Waveney council, Suffolk; caused by the death of the Leader of the Council, Conservative councillor Colin Law, at the age of 74. Law had served on Waveney council since 2002, becoming Leader in 2011, and was also a Suffolk county councillor from 2009 to 2013.

We start this week in what is now the western suburbs of the Suffolk town of Lowestoft, which have grown to the extent that the old village of Oulton Broad has been swallowed up. Oulton Broad itself is one of the largest pieces of open water in the Norfolk and Suffolk Broads. As well as the old Oulton Broad village, located around Oulton Broad North railway station on the Norwich-Lowestoft line, the ward includes part of the Broads National Park, the late 1950s Rock Estate to the north and an area of later and rather exclusive housing on the lakeshore to the west. Two of the roads in this area are named Borrow Road and Romany Road, commemorating the Victorian author and travel writer George Borrow, who died in Lowestoft but had travelled extensively in Europe and published a dictionary of the Romany language. The census return for the ward has the unusual combination of a very high retired population and very high takeup of Apprenticeship qualifications.

Oulton Broad ward has been consistently Conservative since it was drawn up on its current boundaries in 2002, although not always safely so. In the 2002 election the Conservatives had majorities of 82 and 18 votes, while in the most recent election in 2015 Law – who was a long way behind his running-mate, perhaps due to holding the council leadership – was re-elected for his final term by 59 votes over Labour. Shares of the vote that year were 41% for the Conservatives to 29% for Labour and 22% for a single UKIP candidate. More recent elections in the area are not encouraging for Labour: in May the Tories gained the local Oulton county division, which had split its two seats between UKIP and Labour four years previously; while in June’s general election the Waveney parliamentary constituency swung strongly towards the Conservatives.

Encouraging signs for the Tory candidate Keith Robinson, who was elected as one of the two new county councillors for Oulton division in May and now has the chance to double up at district level. Robinson has recently retired from the transport industry. Labour have selected Len Jacklin, their county councillor for Oulton from 2013 until losing his seat in May. The UKIP candidate is Phillip Trindall, who ran a carpentry and joinery business for over 35 years. Completing the ballot paper is Chris Thomas for the Liberal Democrats. Some of the electors will be thrilled to know that their polling station is a pub – the Blue Boar.

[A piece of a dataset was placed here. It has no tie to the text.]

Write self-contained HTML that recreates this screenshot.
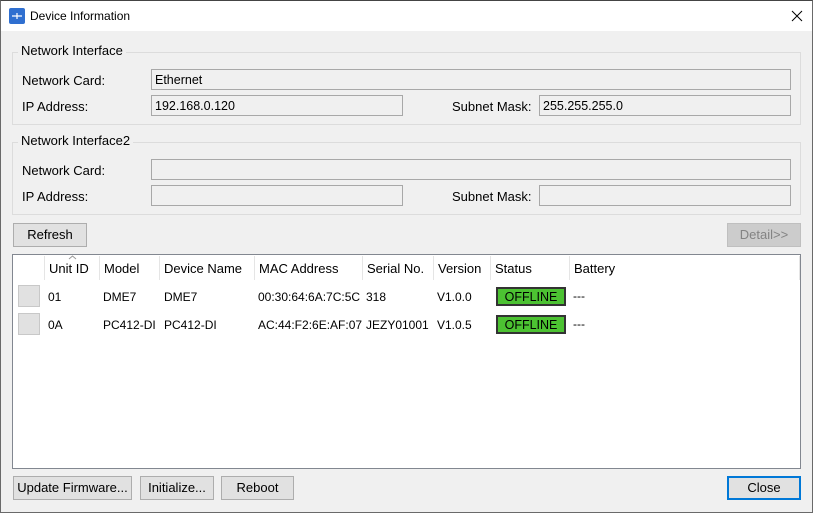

Parliamentary constituency: Waveney
Suffolk county council division: Oulton
ONS Travel to Work Area: Lowestoft
Postcode district: NR32

Len Jacklin (Lab)
Keith Robinson (C)
Chris Thomas (LD)
Phillip Trindall (UKIP)

May 2015 result C 1187/880 Lab 821/737 UKIP 626 Grn 232
May 2011 result C 797/715 Lab 577/496 UKIP 193 Grn 169 LD 112
May 2010 result C 1195 Lab 775 LD 407 Grn 145
May 2008 result C 740 Lab 345 LD 150 Grn 133
June 2004 result C 641 Lab 393 LD 248 Grn 151
May 2002 result C 610/546 Lab 528/460 LD 223

Oadby Uplands

Oadby and Wigston council, Leicestershire; caused by the resignation of Labour councillor Gurpal Atwal. Atwal, who had served since 2015, worked as a taxi driver and taxi operator, but resigned after his own council revoked his taxi license on the grounds that Atwal was not a fit and proper person, a decision which was upheld by Loughborough magistrates.

We move into the Midlands into one of the UK’s smallest and, it has to be said, more pointless local government districts. Oadby and Wigston borough covers two middle-class suburbs of Leicester which have never been incorporated into the city, and has a population of just 60,000 – well below the average for a non-metropolitan borough.

Oadby Uplands ward may be outside the Leicester city limits – it lies north-east of the A6 Leicester Road along the Uplands Road and Severn Road – but it remains culturally and demographically Leicester. The population of Oadby Uplands is majority Asian (53%), with a large population born in India, and the ward makes the top 20 wards in England and Wales for Sikhism (17%) and the top 40 for Hinduism (21%). Owner-occupation rates are high and the employment profie is middle-class, as you’d expect for Oadby.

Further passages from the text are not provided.